Part of a data file
● ● ●

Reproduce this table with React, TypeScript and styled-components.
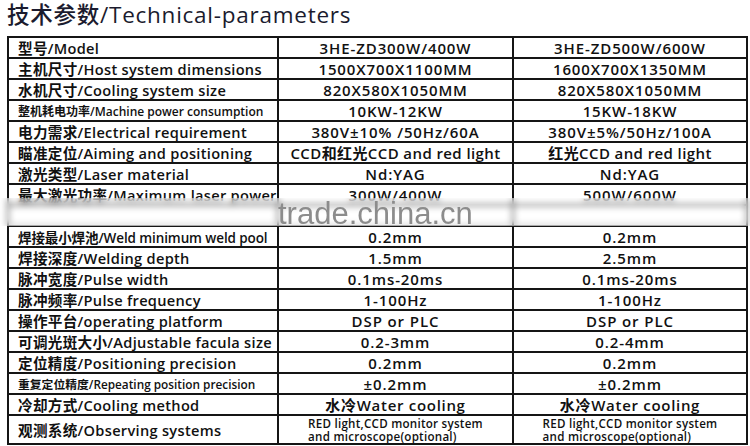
import React from "react";
import styled, { createGlobalStyle } from "styled-components";

const Global = createGlobalStyle`
  html, body { margin: 0; padding: 0; background: #fff; }
  body { width: 750px; height: 446px; overflow: hidden; }
`;

const Page = styled.div`
  position: relative;
  width: 750px;
  height: 446px;
  background: #fff;
  font-family: "Open Sans", "Noto Sans CJK SC", sans-serif;
  color: #111;
`;

const Title = styled.h1`
  margin: 0;
  padding: 0 0 0 7px;
  height: 36px;
  line-height: 30px;
  font-size: 22.5px;
  font-weight: 500;
  color: #1b1b2e;
  font-family: "Open Sans", "Noto Sans CJK SC", sans-serif;
  letter-spacing: 0.75px;
  white-space: nowrap;
`;

const Grid = styled.div`
  margin-left: 7px;
  width: 741px;
  display: grid;
  grid-template-columns: 268px 233px 232px;
  gap: 2px;
  padding: 2px;
  box-sizing: border-box;
  background: #151515;
`;

const Label = styled.div<{ $h?: number; $size?: number; $ls?: number }>`
  background: #fff;
  height: ${(p) => p.$h ?? 19}px;
  display: flex;
  align-items: center;
  padding-left: 9px;
  font-size: ${(p) => p.$size ?? 14.6}px;
  font-weight: 600;
  white-space: nowrap;
  overflow: hidden;
  letter-spacing: ${(p) => p.$ls ?? 0.3}px;
`;

const Value = styled.div<{ $h?: number; $ls?: number }>`
  background: #fff;
  height: ${(p) => p.$h ?? 19}px;
  display: flex;
  align-items: center;
  justify-content: center;
  font-size: 15px;
  font-weight: 600;
  white-space: nowrap;
  overflow: hidden;
  letter-spacing: ${(p) => p.$ls ?? 0.9}px;
`;

const Multi = styled.div`
  font-size: 11.6px;
  font-weight: 600;
  line-height: 13px;
  text-align: left;
  letter-spacing: 0.25px;
`;

const Band = styled.div`
  position: absolute;
  left: 0;
  top: 198px;
  width: 750px;
  height: 28px;
  backdrop-filter: blur(3px);
  background: rgba(255, 255, 255, 0.35);
`;

const Watermark = styled.div`
  position: absolute;
  left: 278px;
  top: 196px;
  font-family: "Liberation Sans", Arial, sans-serif;
  font-size: 31px;
  color: #8c8c8c;
`;

type Row = {
  label: string;
  a: string;
  b: string;
  size?: number;
  ls?: number;
  vls?: number;
  h?: number;
  multi?: boolean;
};

const rows: Row[] = [
  { label: "型号/Model", a: "3HE-ZD300W/400W", b: "3HE-ZD500W/600W" },
  { label: "主机尺寸/Host system dimensions", a: "1500X700X1100MM", b: "1600X700X1350MM" },
  { label: "水机尺寸/Cooling system size", a: "820X580X1050MM", b: "820X580X1050MM" },
  { label: "整机耗电功率/Machine power consumption", a: "10KW-12KW", b: "15KW-18KW", size: 12, ls: 0 },
  { label: "电力需求/Electrical requirement", a: "380V±10% /50Hz/60A", b: "380V±5%/50Hz/100A" },
  { label: "瞄准定位/Aiming and positioning", a: "CCD和红光CCD and red light", b: "红光CCD and red light", vls: 0.4 },
  { label: "激光类型/Laser material", a: "Nd:YAG", b: "Nd:YAG" },
  { label: "最大激光功率/Maximum laser power", a: "300W/400W", b: "500W/600W" },
  { label: "", a: "", b: "" },
  { label: "焊接最小焊池/Weld minimum weld pool", a: "0.2mm", b: "0.2mm", size: 13.5, ls: -0.1 },
  { label: "焊接深度/Welding depth", a: "1.5mm", b: "2.5mm" },
  { label: "脉冲宽度/Pulse width", a: "0.1ms-20ms", b: "0.1ms-20ms" },
  { label: "脉冲频率/Pulse frequency", a: "1-100Hz", b: "1-100Hz" },
  { label: "操作平台/operating platform", a: "DSP or PLC", b: "DSP or PLC" },
  { label: "可调光斑大小/Adjustable facula size", a: "0.2-3mm", b: "0.2-4mm" },
  { label: "定位精度/Positioning precision", a: "0.2mm", b: "0.2mm" },
  { label: "重复定位精度/Repeating position precision", a: "±0.2mm", b: "±0.2mm", size: 11.8, ls: 0 },
  { label: "冷却方式/Cooling method", a: "水冷Water cooling", b: "水冷Water  cooling", vls: 0.7 },
  { label: "观测系统/Observing systems", a: "", b: "", h: 27, multi: true },
];

const Observe = () => (
  <Multi>
    RED light,CCD monitor system
    <br />
    and microscope(optional)
  </Multi>
);

export default function App() {
  return (
    <Page>
      <Global />
      <Title>技术参数/Technical-parameters</Title>
      <Grid>
        {rows.map((r, i) => (
          <React.Fragment key={i}>
            <Label $size={r.size} $ls={r.ls} $h={r.h}>
              {r.label}
            </Label>
            <Value $h={r.h} $ls={r.vls}>
              {r.multi ? <Observe /> : r.a}
            </Value>
            <Value $h={r.h} $ls={r.vls}>
              {r.multi ? <Observe /> : r.b}
            </Value>
          </React.Fragment>
        ))}
      </Grid>
      <Band />
      <Watermark>trade.china.cn</Watermark>
    </Page>
  );
}
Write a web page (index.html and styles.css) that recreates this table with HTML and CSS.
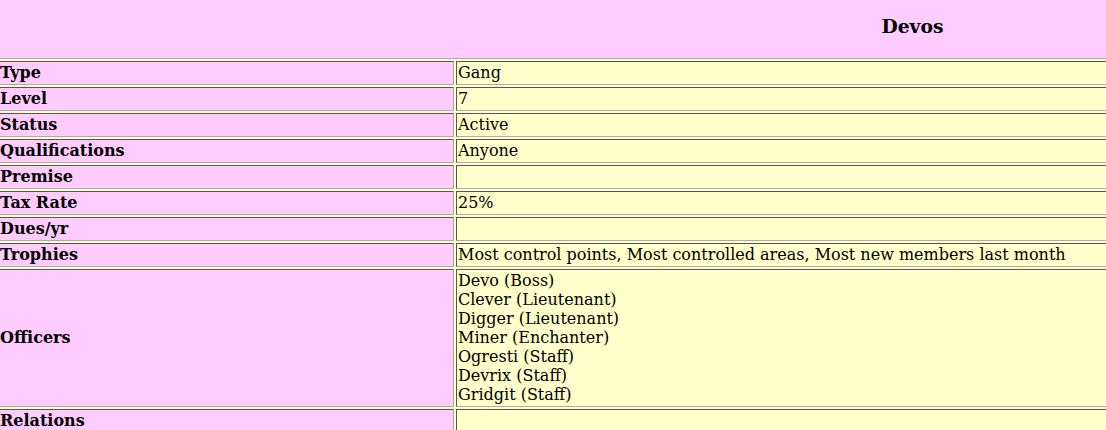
FILE: index.html
```html
<!DOCTYPE html>
<html>
<head>
<meta charset="utf-8">
<title>Devos</title>
<link rel="stylesheet" href="styles.css">
</head>
<body>
<table class="sheet">
  <colgroup><col class="c-label"><col class="c-value"></colgroup>
  <tr><th class="head" colspan="2"><h3 class="title">Devos</h3></th></tr>
  <tr><th class="label">Type</th><td class="value">Gang</td></tr>
  <tr><th class="label">Level</th><td class="value">7</td></tr>
  <tr><th class="label">Status</th><td class="value">Active</td></tr>
  <tr><th class="label">Qualifications</th><td class="value">Anyone</td></tr>
  <tr><th class="label">Premise</th><td class="value"></td></tr>
  <tr><th class="label">Tax Rate</th><td class="value">25%</td></tr>
  <tr><th class="label">Dues/yr</th><td class="value"></td></tr>
  <tr><th class="label">Trophies</th><td class="value">Most control points, Most controlled areas, Most new members last month</td></tr>
  <tr><th class="label">Officers</th><td class="value">Devo (Boss)<br>Clever (Lieutenant)<br>Digger (Lieutenant)<br>Miner (Enchanter)<br>Ogresti (Staff)<br>Devrix (Staff)<br>Gridgit (Staff)</td></tr>
  <tr><th class="label">Relations</th><td class="value"></td></tr>
</table>
</body>
</html>
```
FILE: styles.css
```css
html, body {
  margin: 0;
  padding: 0;
  background: #ffffcc;
  overflow: hidden;
}
body {
  font-family: "DejaVu Serif", serif;
  font-size: 16px;
  color: #000;
}
.sheet {
  table-layout: fixed;
  border-collapse: separate;
  border-spacing: 2px;
  width: 1833px;
  margin: -3px 0 0 -4px;
}
.c-label { width: 456px; }
.sheet th,
.sheet td {
  box-sizing: border-box;
  border: 1px solid;
  border-color: #555555 #aaaaaa #aaaaaa #555555;
  padding: 1px 1px 2px 1px;
  line-height: 19px;
  vertical-align: middle;
}
.sheet .head {
  background: #ffccff;
  padding: 1px;
  text-align: center;
}
.title {
  margin: 0;
  padding: 14px 0 20px;
  font-size: 18.72px;
  line-height: 22px;
  font-weight: bold;
}
.sheet .label {
  background: #ffccff;
  text-align: left;
  font-weight: bold;
}
.sheet .value {
  background: #ffffcc;
  text-align: left;
}
```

● ● ●

## WHAT TO PRODUCE
Wherever "with" shows up in a line, copy that line.

## EXERCISE RESPONSE
Reproduce this table with React, TypeScript and styled-components.
Write a web page (index.html and styles.css) that recreates this table with HTML and CSS.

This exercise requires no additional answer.